Never on me had rested woman’s love.

My mother even could not find me fair:

I had no sister; and, when grown a man,

I feared the mistress who would mock at me.

But I have had your friendship–grace to you

A woman’s charm has passed across my path.

LE BRET:  (pointing to the moon, which is seen between the trees)  Your other lady-love is come.

CYRANO:  (smiling)  I see.

ROXANE:  I loved but once, yet twice I lose my love!

CYRANO:  Hark you, Le Bret!  I soon shall reach the moon.  To-night, alone, with no projectile’s aid!  . . .

LE BRET:  What are you saying?

CYRANO:  I tell you, it is there, there, that they send me for my Paradise.  There I shall find at last the souls I love in exile- Galileo, Socrates!

LE BRET:  (rebelliously)  No, no!  It is too clumsy, too unjust!  So great a heart!  So great a poet!  Die like this?  What, die?  . . .

CYRANO:  Hark to Le Bret, who scolds!

LE BRET:  (weeping)  Dear friend  . . .

CYRANO:   (starting up, his eyes wild)  What ho!  Cadets of Gascony!  The elemental mass–ah yes!  The hic. . .

LE BRET:  His science still–he raves!

CYRANO:  Copernicus  Said  . . .

ROXANE:  Oh!

CYRANO:

Mais que diable allait-il faire,

Mais que diable allait-il faire dans cette galere?. . .

Philosopher, metaphysician,

Rhymer, brawler, and musician,

Famed for his lunar expedition,

And the unnumbered duels he fought,–

And lover also,–by interposition!–

Here lies Hercule Savinien

De Cyrano de Bergerac,

Who was everything, yet was naught.

I cry you pardon, but I may not stay;

See, the moon-ray that comes to call me hence!

(He has fallen back in his chair; the sobs of Roxane recall him to reality; he looks long at her, and, touching her veil)

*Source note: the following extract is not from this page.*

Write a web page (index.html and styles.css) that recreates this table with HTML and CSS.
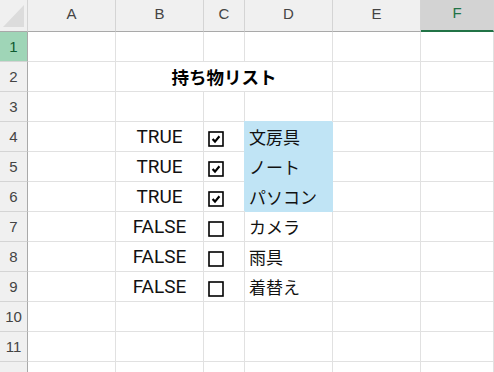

I would not bid you mourn less faithfully

That good, brave Christian: I would only ask

That when my body shall be cold in clay

You wear those sable mourning weeds for two,

And mourn awhile for me, in mourning him.

ROXANE:  I swear it you!  . . .

CYRANO:  (shivering violently, then suddenly rising)  Not there! what, seated?–no!

(They spring toward him)

Let no one hold me up–

(He props himself against the tree)

Only the tree!

(Silence)

It comes.  E’en now my feet have turned to stone, my hands are gloved with lead!

(He stands erect)

But since Death comes, I meet him still afoot,

(He draws his sword)

And sword in hand!

LE BRET:  Cyrano!

ROXANE:  (half fainting)  Cyrano!

(All shrink back in terror.)

CYRANO:  Why, I well believe, he dares to mock my nose?  Ho!  Insolent!

(He raises his sword)

What say you?  It is useless?  Ay, I know

But who fights ever hoping for success?

I fought for lost cause, and for fruitless quest!

You there, who are you!–You are thousands!

Ah!

I know you now, old enemies of mine!

Falsehood!

(He strikes in air with his sword)

Have at you!  Ha! and Compromise!

Prejudice, Treachery!  . . .

(He strikes)

Surrender, I?

Parley?  No, never!  You too, Folly,–you?

I know that you will lay me low at last;

Let be!  Yet I fall fighting, fighting still!

(He makes passes in the air, and stops, breathless)

You strip from me the laurel and the rose!

Take all!  Despite you there is yet one thing

I hold against you all, and when, to-night,

I enter Christ’s fair courts, and, lowly bowed,

Sweep with doffed casque the heavens’ threshold blue,

One thing is left, that, void of stain or smutch,

I bear away despite you.

(He springs forward, his sword raised.  It falls from his hand.  He staggers, falls back into the arms of Le Bret and Ragueneau.)

ROXANE:  (bending and kissing his forehead)  ‘Tis?  . . .

CYRANO:  (opening his eyes, recognizing her, and smiling)  My white plume.